In Revelation 21 we see a picture painted of a new heaven and a new earth, a holy city. It is a place where God dwells among his people and every tear is wiped away. There is no more crying or mourning or pain. What an incredible picture, but not just a picture but a promise.

And we and all those who have lived and died since Jesus’ death, resurrection and ascension live in anticipation of the fullness of God’s kingdom in the fullness of time. We live between the gospel of John and Revelation. The bible is full of God’s promise for our present and future age. He is with us by His Spirit and longs for us to know his guidance, strength, comfort, peace, joy, salvation and so much more.

During his life on earth Jesus showed us glimpses of the fullness we look towards. Lazarus reminds us that death will be defeated and is so through Jesus’ own death and resurrection.

God longs for us to know him in our very real and ordinary moments, in our joys and sorrows, in our mourning and celebrating. As we choose to trust God and look to him, he helps us to see how and where he is at work in the world, within us and around us. We are drawn to look wider and further and with eyes of faith and hope to be those who keep on looking forward trusting in God’s faithfulness.
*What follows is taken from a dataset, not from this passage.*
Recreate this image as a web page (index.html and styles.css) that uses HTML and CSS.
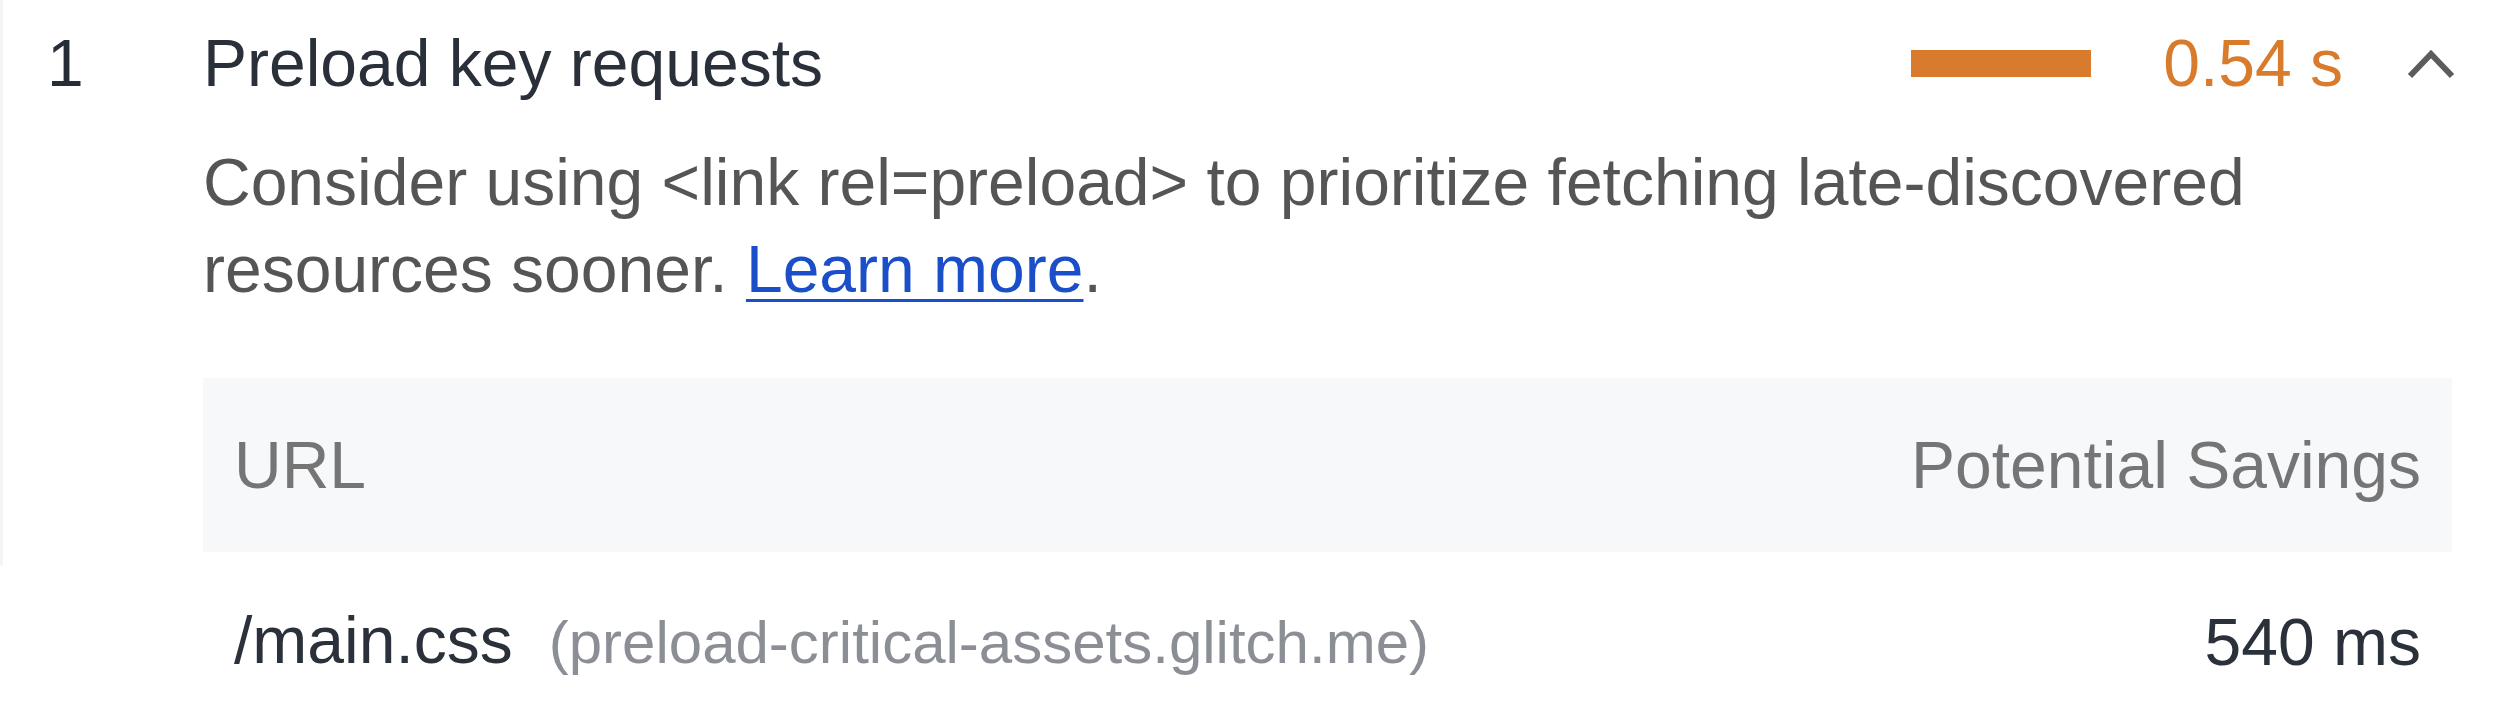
FILE: index.html
```html
<!DOCTYPE html>
<html lang="en">
<head>
<meta charset="utf-8">
<title>Preload key requests</title>
<link rel="stylesheet" href="styles.css">
</head>
<body>
<div class="page">
  <div class="edge"></div>
  <div class="audit">
    <div class="audit-header">
      <span class="audit-index">1</span>
      <span class="audit-title">Preload key requests</span>
      <span class="audit-bar"></span>
      <span class="audit-value">0.54 s</span>
      <svg class="chevron" width="48" height="30" viewBox="0 0 48 30" aria-hidden="true">
        <polyline points="3,27 24,5 45,27" fill="none" stroke="#5c5c5c" stroke-width="6"/>
      </svg>
    </div>
    <div class="audit-body">
      <p class="audit-desc">Consider using &lt;link rel=preload&gt; to prioritize fetching late-discovered resources sooner. <a class="link" href="#">Learn more</a>.</p>
      <table class="details">
        <thead>
          <tr><th class="col-url">URL</th><th class="col-num">Potential Savings</th></tr>
        </thead>
        <tbody>
          <tr>
            <td class="col-url"><span class="url-path">/main.css</span><span class="url-host">(preload-critical-assets.glitch.me)</span></td>
            <td class="col-num">540 ms</td>
          </tr>
        </tbody>
      </table>
    </div>
  </div>
</div>
</body>
</html>
```

FILE: styles.css
```css
html, body {
  margin: 0;
  padding: 0;
  background: #ffffff;
}

body {
  font-family: "Liberation Sans", Arial, Helvetica, sans-serif;
  font-size: 66px;
  color: #2a3039;
}

.page {
  display: flex;
  align-items: flex-start;
  width: 2500px;
  height: 721px;
  overflow: hidden;
}

.edge {
  flex: 0 0 3px;
  height: 566px;
  background: #f4f4f4;
  border-bottom-right-radius: 10px;
}

.audit {
  flex: 1;
  padding: 20px 45px 0 44px;
  min-width: 0;
}

.audit-header {
  display: flex;
  align-items: center;
  height: 87px;
  line-height: 87px;
}

.audit-index {
  flex: 0 0 156px;
  color: #262d36;
}

.audit-title {
  flex: 1;
  color: #2a3039;
}

.audit-bar {
  width: 180px;
  height: 27px;
  background: #d87b2c;
  margin-right: 72px;
}

.audit-value {
  color: #d87b2c;
  margin-right: 64px;
}

.chevron {
  display: block;
  flex: 0 0 48px;
}

.audit-body {
  padding-left: 156px;
}

.audit-desc {
  margin: 32px 0 0 0;
  max-width: 2200px;
  line-height: 87px;
  color: #555555;
}

.link {
  color: #1b4fc9;
  text-decoration: underline;
  text-decoration-thickness: 3px;
  text-underline-offset: 7px;
}

.details {
  margin-top: 65px;
  width: 2249px;
  border-collapse: collapse;
  font-size: 66px;
}

.details th {
  background: #f7f8fa;
  color: #757575;
  font-weight: normal;
  line-height: 76px;
  padding: 49px 31px;
}

.details td {
  line-height: 76px;
  padding: 50px 31px 0 31px;
  color: #2b313a;
}

.col-url {
  text-align: left;
}

.col-num {
  text-align: right;
}

.url-host {
  margin-left: 36px;
  font-size: 60px;
  color: #8b8f95;
}
```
So as we remember all of the saints who have gone before us, those who are known and those who are unknown. We give thanks for their lives and witness, and we pray for the humility to learn from them, but to be committed to following God’s will for us in this age at this time, trusting that nothing we face is too big or too complicated for God.

Questions:

  • Who has most inspired or encouraged you in your own journey of faith?
  • Is there anyone or any particular chapter of the history of God’s people that you would like to discover more about? How could you do that?
  • And finally, what do you hope will be our legacy for future generations of saints?